● Objective
Go through the listing and set it down exactly, leaving out its pictures.

◆ ◆ ◆ ◆

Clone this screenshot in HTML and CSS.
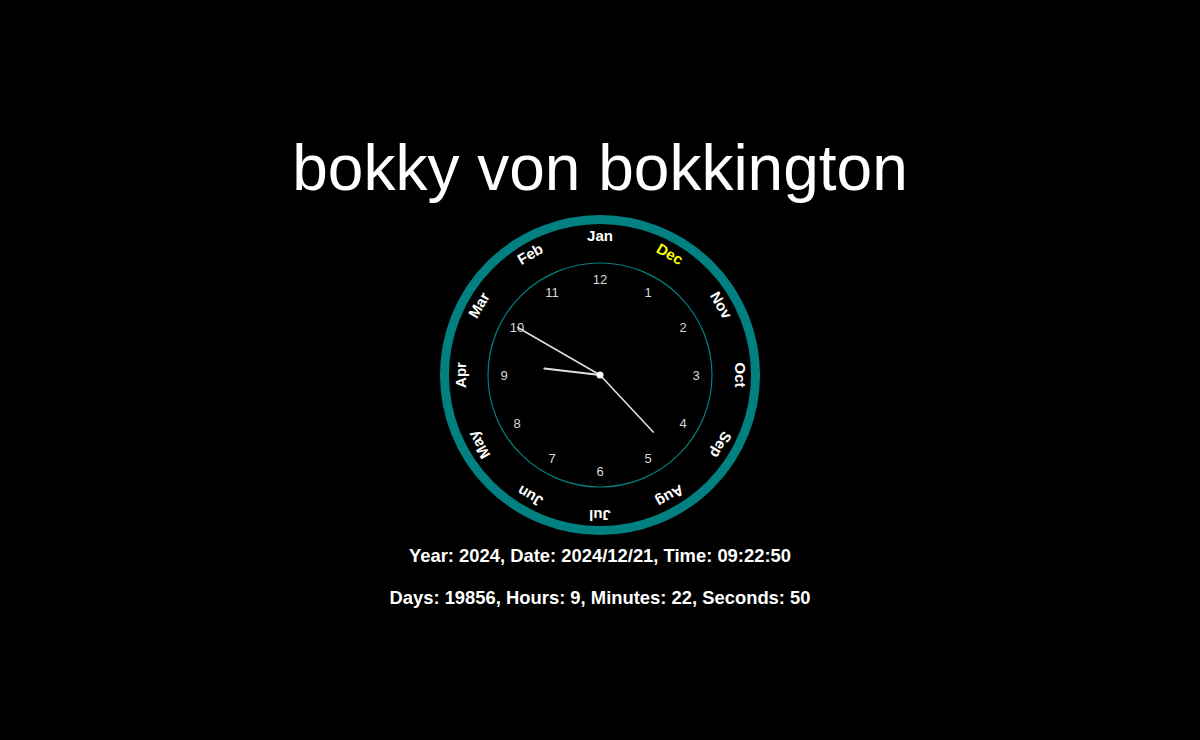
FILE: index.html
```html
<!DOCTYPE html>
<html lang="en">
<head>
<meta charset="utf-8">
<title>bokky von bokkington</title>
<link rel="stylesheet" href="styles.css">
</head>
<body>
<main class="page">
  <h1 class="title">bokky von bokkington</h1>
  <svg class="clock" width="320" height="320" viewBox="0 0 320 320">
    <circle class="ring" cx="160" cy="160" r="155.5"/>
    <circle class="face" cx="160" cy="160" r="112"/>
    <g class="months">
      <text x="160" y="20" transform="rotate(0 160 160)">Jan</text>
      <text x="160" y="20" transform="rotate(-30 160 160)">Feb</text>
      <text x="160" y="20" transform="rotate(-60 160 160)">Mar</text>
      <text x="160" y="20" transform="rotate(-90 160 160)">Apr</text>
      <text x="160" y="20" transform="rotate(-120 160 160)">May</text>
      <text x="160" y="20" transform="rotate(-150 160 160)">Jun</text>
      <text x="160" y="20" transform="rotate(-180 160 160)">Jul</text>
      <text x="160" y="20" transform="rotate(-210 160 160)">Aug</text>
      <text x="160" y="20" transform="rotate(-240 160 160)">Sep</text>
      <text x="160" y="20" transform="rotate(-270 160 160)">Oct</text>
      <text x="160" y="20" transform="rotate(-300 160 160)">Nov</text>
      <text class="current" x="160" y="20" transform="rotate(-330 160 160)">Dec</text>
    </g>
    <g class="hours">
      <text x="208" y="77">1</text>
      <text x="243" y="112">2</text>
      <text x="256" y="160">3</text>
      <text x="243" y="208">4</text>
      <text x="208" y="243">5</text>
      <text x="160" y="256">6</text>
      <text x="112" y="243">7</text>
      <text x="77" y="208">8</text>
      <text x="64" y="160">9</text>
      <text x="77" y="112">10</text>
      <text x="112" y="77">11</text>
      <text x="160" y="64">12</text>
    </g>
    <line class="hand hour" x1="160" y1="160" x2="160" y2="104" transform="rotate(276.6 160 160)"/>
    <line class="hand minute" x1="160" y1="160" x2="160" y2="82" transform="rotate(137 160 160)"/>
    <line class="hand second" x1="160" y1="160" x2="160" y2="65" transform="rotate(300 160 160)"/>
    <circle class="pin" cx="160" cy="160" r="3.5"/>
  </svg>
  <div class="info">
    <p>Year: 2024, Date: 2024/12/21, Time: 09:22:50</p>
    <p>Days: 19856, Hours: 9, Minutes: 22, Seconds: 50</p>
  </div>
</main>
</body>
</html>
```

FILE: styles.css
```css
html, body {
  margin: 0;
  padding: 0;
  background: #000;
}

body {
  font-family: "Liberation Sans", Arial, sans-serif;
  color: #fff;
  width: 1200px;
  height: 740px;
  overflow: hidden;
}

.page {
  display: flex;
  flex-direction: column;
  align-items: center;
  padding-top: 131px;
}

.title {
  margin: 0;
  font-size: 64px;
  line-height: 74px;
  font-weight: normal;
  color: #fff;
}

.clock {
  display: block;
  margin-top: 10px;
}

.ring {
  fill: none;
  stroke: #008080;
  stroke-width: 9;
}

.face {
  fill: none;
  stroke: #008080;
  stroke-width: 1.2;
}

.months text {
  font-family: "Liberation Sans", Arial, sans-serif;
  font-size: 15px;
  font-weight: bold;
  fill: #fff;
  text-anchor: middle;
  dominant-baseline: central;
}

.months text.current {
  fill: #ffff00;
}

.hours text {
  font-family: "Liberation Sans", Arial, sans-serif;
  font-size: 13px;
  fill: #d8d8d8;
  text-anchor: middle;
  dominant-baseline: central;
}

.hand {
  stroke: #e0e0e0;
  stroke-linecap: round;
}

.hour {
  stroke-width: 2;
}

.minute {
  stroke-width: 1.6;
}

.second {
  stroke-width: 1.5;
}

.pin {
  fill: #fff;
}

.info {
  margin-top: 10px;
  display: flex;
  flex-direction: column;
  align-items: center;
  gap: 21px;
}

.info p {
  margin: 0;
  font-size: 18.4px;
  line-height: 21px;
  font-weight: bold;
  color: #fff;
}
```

◆ ◆ ◆ ◆

● Result below
Clone this screenshot in HTML and CSS.
FILE: index.html
```html
<!DOCTYPE html>
<html lang="en">
<head>
<meta charset="utf-8">
<title>bokky von bokkington</title>
<link rel="stylesheet" href="styles.css">
</head>
<body>
<main class="page">
  <h1 class="title">bokky von bokkington</h1>
  <svg class="clock" width="320" height="320" viewBox="0 0 320 320">
    <circle class="ring" cx="160" cy="160" r="155.5"/>
    <circle class="face" cx="160" cy="160" r="112"/>
    <g class="months">
      <text x="160" y="20" transform="rotate(0 160 160)">Jan</text>
      <text x="160" y="20" transform="rotate(-30 160 160)">Feb</text>
      <text x="160" y="20" transform="rotate(-60 160 160)">Mar</text>
      <text x="160" y="20" transform="rotate(-90 160 160)">Apr</text>
      <text x="160" y="20" transform="rotate(-120 160 160)">May</text>
      <text x="160" y="20" transform="rotate(-150 160 160)">Jun</text>
      <text x="160" y="20" transform="rotate(-180 160 160)">Jul</text>
      <text x="160" y="20" transform="rotate(-210 160 160)">Aug</text>
      <text x="160" y="20" transform="rotate(-240 160 160)">Sep</text>
      <text x="160" y="20" transform="rotate(-270 160 160)">Oct</text>
      <text x="160" y="20" transform="rotate(-300 160 160)">Nov</text>
      <text class="current" x="160" y="20" transform="rotate(-330 160 160)">Dec</text>
    </g>
    <g class="hours">
      <text x="208" y="77">1</text>
      <text x="243" y="112">2</text>
      <text x="256" y="160">3</text>
      <text x="243" y="208">4</text>
      <text x="208" y="243">5</text>
      <text x="160" y="256">6</text>
      <text x="112" y="243">7</text>
      <text x="77" y="208">8</text>
      <text x="64" y="160">9</text>
      <text x="77" y="112">10</text>
      <text x="112" y="77">11</text>
      <text x="160" y="64">12</text>
    </g>
    <line class="hand hour" x1="160" y1="160" x2="160" y2="104" transform="rotate(276.6 160 160)"/>
    <line class="hand minute" x1="160" y1="160" x2="160" y2="82" transform="rotate(137 160 160)"/>
    <line class="hand second" x1="160" y1="160" x2="160" y2="65" transform="rotate(300 160 160)"/>
    <circle class="pin" cx="160" cy="160" r="3.5"/>
  </svg>
  <div class="info">
    <p>Year: 2024, Date: 2024/12/21, Time: 09:22:50</p>
    <p>Days: 19856, Hours: 9, Minutes: 22, Seconds: 50</p>
  </div>
</main>
</body>
</html>
```

FILE: styles.css
```css
html, body {
  margin: 0;
  padding: 0;
  background: #000;
}

body {
  font-family: "Liberation Sans", Arial, sans-serif;
  color: #fff;
  width: 1200px;
  height: 740px;
  overflow: hidden;
}

.page {
  display: flex;
  flex-direction: column;
  align-items: center;
  padding-top: 131px;
}

.title {
  margin: 0;
  font-size: 64px;
  line-height: 74px;
  font-weight: normal;
  color: #fff;
}

.clock {
  display: block;
  margin-top: 10px;
}

.ring {
  fill: none;
  stroke: #008080;
  stroke-width: 9;
}

.face {
  fill: none;
  stroke: #008080;
  stroke-width: 1.2;
}

.months text {
  font-family: "Liberation Sans", Arial, sans-serif;
  font-size: 15px;
  font-weight: bold;
  fill: #fff;
  text-anchor: middle;
  dominant-baseline: central;
}

.months text.current {
  fill: #ffff00;
}

.hours text {
  font-family: "Liberation Sans", Arial, sans-serif;
  font-size: 13px;
  fill: #d8d8d8;
  text-anchor: middle;
  dominant-baseline: central;
}

.hand {
  stroke: #e0e0e0;
  stroke-linecap: round;
}

.hour {
  stroke-width: 2;
}

.minute {
  stroke-width: 1.6;
}

.second {
  stroke-width: 1.5;
}

.pin {
  fill: #fff;
}

.info {
  margin-top: 10px;
  display: flex;
  flex-direction: column;
  align-items: center;
  gap: 21px;
}

.info p {
  margin: 0;
  font-size: 18.4px;
  line-height: 21px;
  font-weight: bold;
  color: #fff;
}
```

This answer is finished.